For the entries that follow, tally the lines holding the string "this". Give the total and nothing else.

### DATA SHOWN
[start]

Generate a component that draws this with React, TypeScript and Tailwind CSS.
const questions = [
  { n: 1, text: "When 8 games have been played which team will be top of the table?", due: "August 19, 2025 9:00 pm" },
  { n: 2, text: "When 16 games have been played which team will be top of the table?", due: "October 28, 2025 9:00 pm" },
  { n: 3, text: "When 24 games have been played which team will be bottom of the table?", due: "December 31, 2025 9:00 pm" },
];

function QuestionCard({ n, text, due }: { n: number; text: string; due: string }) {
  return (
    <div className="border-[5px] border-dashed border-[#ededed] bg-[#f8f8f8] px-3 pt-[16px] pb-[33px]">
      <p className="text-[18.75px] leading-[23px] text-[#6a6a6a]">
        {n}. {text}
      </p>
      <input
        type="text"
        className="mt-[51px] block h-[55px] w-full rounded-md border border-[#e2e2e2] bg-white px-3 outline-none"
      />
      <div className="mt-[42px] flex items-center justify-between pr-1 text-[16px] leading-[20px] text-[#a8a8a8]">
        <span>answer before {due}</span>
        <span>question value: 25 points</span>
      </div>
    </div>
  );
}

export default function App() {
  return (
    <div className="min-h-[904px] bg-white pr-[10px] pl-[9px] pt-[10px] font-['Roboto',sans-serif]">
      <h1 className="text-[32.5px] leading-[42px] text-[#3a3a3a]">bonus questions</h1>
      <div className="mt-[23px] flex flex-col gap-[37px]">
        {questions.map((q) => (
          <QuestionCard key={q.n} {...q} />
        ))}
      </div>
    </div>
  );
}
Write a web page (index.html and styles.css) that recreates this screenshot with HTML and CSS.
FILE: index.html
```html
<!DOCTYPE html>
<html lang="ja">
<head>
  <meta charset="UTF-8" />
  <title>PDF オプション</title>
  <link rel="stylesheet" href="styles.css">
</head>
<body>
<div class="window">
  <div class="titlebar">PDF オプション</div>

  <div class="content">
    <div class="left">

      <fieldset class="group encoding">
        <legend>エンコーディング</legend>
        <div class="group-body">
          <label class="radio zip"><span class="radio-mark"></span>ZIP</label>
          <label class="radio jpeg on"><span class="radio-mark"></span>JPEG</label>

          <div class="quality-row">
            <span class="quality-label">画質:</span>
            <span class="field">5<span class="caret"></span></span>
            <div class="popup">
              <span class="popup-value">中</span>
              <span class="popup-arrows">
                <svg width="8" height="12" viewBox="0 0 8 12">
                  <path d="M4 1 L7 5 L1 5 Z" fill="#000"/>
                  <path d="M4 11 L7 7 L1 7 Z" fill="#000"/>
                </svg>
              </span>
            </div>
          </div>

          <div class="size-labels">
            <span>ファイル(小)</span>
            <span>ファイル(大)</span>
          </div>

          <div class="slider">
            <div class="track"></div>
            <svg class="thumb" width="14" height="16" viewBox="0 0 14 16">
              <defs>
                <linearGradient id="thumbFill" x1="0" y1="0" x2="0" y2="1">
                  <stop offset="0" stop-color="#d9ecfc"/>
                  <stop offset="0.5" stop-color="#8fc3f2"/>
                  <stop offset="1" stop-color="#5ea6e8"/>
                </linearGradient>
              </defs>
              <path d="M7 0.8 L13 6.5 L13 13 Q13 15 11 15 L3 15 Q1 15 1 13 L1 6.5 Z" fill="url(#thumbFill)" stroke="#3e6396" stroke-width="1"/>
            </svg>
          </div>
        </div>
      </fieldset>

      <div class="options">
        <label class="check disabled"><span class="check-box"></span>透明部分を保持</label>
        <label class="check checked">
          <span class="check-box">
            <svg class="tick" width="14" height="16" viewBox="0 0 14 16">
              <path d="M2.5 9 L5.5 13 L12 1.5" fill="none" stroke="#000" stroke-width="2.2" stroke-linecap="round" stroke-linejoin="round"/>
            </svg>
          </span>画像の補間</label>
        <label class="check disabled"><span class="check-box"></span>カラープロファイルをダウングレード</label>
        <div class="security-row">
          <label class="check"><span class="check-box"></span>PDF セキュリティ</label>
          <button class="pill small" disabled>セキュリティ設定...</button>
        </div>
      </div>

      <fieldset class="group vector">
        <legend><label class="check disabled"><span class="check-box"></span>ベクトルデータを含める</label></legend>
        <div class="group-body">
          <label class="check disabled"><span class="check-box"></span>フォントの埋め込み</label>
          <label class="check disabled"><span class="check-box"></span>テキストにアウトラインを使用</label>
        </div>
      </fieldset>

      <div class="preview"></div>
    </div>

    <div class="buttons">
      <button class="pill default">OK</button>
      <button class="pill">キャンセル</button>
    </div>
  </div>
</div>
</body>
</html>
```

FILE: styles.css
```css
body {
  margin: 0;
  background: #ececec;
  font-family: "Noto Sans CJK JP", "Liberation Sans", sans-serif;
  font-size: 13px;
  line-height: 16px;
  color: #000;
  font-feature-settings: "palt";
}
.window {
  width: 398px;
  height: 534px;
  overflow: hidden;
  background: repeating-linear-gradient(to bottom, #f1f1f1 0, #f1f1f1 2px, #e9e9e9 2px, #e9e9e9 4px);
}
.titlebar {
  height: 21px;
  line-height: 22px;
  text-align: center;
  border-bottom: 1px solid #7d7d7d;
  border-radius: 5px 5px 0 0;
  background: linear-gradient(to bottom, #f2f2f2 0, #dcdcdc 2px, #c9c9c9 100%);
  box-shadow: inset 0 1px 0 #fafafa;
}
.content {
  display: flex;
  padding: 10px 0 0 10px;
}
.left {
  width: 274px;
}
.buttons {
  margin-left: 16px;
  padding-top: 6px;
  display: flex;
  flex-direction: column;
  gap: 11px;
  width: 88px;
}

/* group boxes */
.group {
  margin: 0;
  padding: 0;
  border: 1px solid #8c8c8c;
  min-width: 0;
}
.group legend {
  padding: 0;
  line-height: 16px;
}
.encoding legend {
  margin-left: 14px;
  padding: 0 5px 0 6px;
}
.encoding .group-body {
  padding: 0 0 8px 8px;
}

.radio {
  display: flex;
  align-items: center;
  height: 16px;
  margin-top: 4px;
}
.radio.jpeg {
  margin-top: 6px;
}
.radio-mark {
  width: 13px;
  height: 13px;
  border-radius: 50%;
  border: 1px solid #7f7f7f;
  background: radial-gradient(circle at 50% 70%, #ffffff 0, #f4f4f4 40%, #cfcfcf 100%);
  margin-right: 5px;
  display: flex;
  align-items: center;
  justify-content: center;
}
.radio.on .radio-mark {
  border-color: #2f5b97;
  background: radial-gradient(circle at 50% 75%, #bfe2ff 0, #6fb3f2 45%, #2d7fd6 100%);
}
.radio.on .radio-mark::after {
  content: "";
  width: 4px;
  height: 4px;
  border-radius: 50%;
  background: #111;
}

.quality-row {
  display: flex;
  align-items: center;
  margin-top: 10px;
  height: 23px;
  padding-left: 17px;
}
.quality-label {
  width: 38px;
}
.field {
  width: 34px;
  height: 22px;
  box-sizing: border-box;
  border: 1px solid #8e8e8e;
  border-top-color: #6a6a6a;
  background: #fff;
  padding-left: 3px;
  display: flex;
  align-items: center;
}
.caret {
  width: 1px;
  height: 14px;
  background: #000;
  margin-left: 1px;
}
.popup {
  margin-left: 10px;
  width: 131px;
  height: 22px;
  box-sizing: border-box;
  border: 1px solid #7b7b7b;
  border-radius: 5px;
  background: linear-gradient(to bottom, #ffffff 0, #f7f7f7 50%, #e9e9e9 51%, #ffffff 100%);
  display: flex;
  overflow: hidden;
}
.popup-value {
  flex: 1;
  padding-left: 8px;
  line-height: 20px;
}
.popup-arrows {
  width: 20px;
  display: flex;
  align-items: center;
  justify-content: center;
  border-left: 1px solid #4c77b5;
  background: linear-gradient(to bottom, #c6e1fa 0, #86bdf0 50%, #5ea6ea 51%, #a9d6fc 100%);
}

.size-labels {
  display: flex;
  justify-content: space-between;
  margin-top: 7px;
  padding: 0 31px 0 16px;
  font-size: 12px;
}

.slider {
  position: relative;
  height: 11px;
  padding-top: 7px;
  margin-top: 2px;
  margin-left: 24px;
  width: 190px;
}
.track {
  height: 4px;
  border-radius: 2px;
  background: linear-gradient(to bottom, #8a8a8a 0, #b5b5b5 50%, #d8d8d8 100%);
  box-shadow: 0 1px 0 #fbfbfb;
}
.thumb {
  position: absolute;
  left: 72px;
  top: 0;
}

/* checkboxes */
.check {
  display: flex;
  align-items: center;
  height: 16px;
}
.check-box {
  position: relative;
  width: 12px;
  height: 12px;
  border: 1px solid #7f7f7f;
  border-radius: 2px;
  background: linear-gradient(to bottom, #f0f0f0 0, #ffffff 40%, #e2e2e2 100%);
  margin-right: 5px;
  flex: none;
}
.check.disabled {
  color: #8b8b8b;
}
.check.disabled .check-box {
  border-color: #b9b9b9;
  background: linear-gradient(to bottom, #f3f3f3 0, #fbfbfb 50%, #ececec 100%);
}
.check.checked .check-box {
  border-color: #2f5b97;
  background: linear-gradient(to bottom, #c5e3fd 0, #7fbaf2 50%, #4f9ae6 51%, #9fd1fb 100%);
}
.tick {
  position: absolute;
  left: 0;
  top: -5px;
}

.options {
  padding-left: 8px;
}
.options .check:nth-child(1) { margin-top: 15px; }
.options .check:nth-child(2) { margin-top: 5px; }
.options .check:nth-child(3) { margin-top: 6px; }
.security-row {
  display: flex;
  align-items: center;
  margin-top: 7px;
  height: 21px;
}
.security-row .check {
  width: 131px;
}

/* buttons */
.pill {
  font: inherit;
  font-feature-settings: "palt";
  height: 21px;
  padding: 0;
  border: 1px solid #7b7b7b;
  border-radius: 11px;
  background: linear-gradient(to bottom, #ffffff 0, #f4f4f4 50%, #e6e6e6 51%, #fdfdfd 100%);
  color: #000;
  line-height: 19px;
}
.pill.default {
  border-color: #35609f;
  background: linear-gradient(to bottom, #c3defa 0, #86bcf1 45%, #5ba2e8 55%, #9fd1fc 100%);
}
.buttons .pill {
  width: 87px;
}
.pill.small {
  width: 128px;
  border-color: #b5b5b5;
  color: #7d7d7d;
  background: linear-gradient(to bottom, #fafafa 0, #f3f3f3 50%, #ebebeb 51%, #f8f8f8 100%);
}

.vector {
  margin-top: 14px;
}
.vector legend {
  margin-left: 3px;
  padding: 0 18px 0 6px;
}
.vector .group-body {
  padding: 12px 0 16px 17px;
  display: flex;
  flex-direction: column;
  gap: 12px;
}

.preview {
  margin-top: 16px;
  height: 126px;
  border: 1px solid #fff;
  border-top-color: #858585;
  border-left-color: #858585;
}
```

[end]

### SOLUTION BELOW
2